Si l’usage privé est illimité, cependant, chacun doit respecter l’ordre public. « Sans pour cela empêcher sensiblement le progrès des lumières » c’est à dire qu’on doit respecter l’ordre public, mais cela ne nous empêche pas d’être libre de penser.
Cette citation me fait penser à l’interdiction de fumer dans l’école où je travaillais. Bien que la loi était sur le point de passer pour tous les établissements scolaires, le préfet de l’école n’avait pas encore pris la décision d’interdire aux rhétos de fumer dans leur cour de récréation.
Je n’étais pas d’accord avec le préfet mais je devais obéir à ses ordres et au règlement de l’institution. Par contre, cela ne m’empêchait pas de continuer à sensibiliser les élèves au danger du tabagisme au cours de réunions et de discussions avec eux.
Il y a une dernière citation de Kant qui m’a fort interpellé et dans laquelle Kant se pose une question : « Vivons-nous actuellement dans un siècle éclairé ? » réponse de Kant : « Non, mais bien dans un siècle en marche vers les lumières ».

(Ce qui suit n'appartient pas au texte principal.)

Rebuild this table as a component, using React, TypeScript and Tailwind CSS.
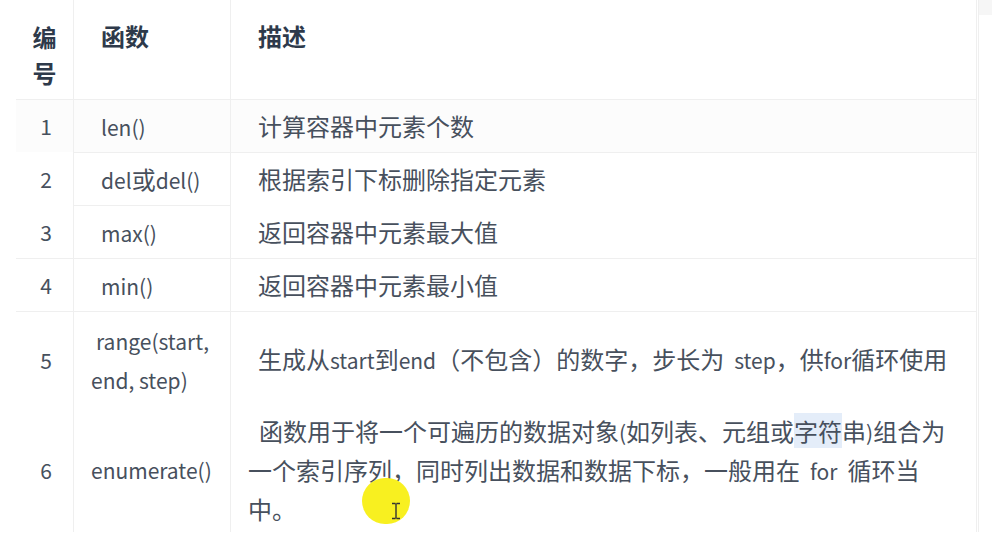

Cette phrase est optimiste et positive. Kant est confiant dans le progrès intellectuel de l’être humain, même si à aucun moment l’idéal des lumières n’est atteint. Actuellement, les hommes ont plus de liberté de pensée, du moins en occident, qu’au XVIIIe siècle. Cependant, la conjoncture ne permet pas toujours de construire la vie que l’on voudrait.

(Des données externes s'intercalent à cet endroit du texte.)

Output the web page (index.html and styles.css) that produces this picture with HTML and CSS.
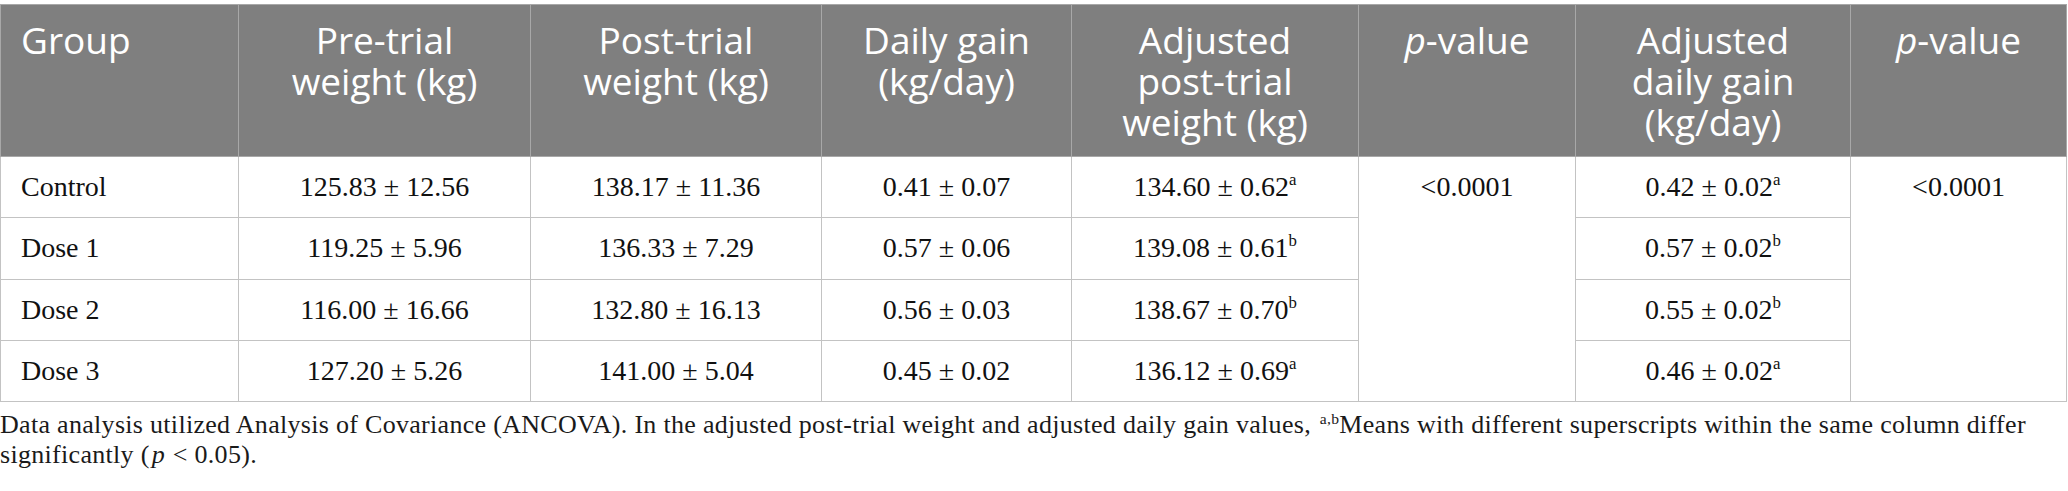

Pour des raisons financières beaucoup de jeunes restent coincés dans leur famille et tombent parfois dans une paresse intellectuelle indigne des lumières. Le contexte de crise bloque pas mal d’initiatives et de risques.
Cependant, penser et agir comme on pense reste toujours possible comme un idéal à atteindre.
Conclusion : tous ces exemples démontrent que le métier d’éducateur est noble, si et seulement si nous devenons conscients que nous avons la mission de développer l’esprit critique et que pour cela, nous devons donner la parole aux jeunes et aussi une certaine liberté. Nous sommes des guides, mais eux doivent avoir l’occasion de prendre des décisions.
L’éducation ne peut pas être autoritaire et imposer ses idées, car alors les jeunes ne sauront jamais se responsabiliser et devenir matures.